Cerrahi sonrası bazı hastalara kan sulandırıcı ilaç veriliyor

Kısa bağırsak sendromlu hastaların bazılarında neden damar sertliği olduğundan aynı kalp damar sorunu yaşayanlar gibi cerrahi sonrası bir süre kan sulandırıcı ilaç kullanımı gerekebilir. Kalp damarlarında stent bulunan hastalar, yaşamları boyunca kan sulandırıcı ilaç

Kullanmaktadır. Eğer sorun, farklı bir nedene bağlı ise ve damar sertliği sorunu yoksa hastanın ilaç kullanması gerekmez. Kan sulandırıcı ilaçlar da yine kalp hastalarında olduğu gibi yaşam boyu gereklidir.  
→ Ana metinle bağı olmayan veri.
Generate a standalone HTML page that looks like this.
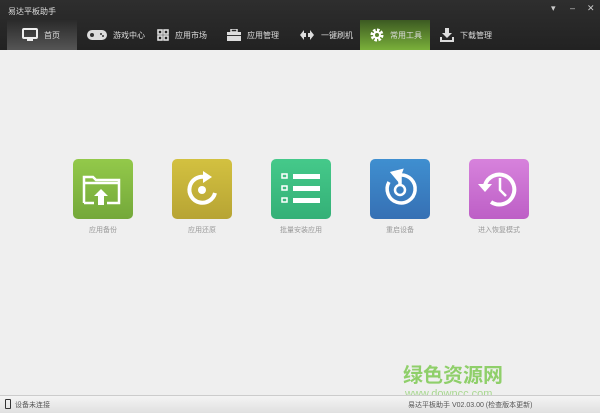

Cerrahi sonrası 3 hafta sıvı ile beslenme

İşlem sırasında bağırsak çapı daraltıldığı için hastaların ameliyattan sonraki 3 hafta sıvı ile beslenmesi sağlanmaktadır. Sıvı ağırlıklı özel mamalar kullanılmaktadır. Aralıklı kontroller yapılır, hastaların bazılarının hastanede yatışı ve bakımı gerekebilir, ardından da 3’üncü ayın sonunda her gıda yenilebilir hale gelir. Vücudun ve bağırsağın yeni duruma adaptasyonu için en az 3 ay süre geçmesi gerekir.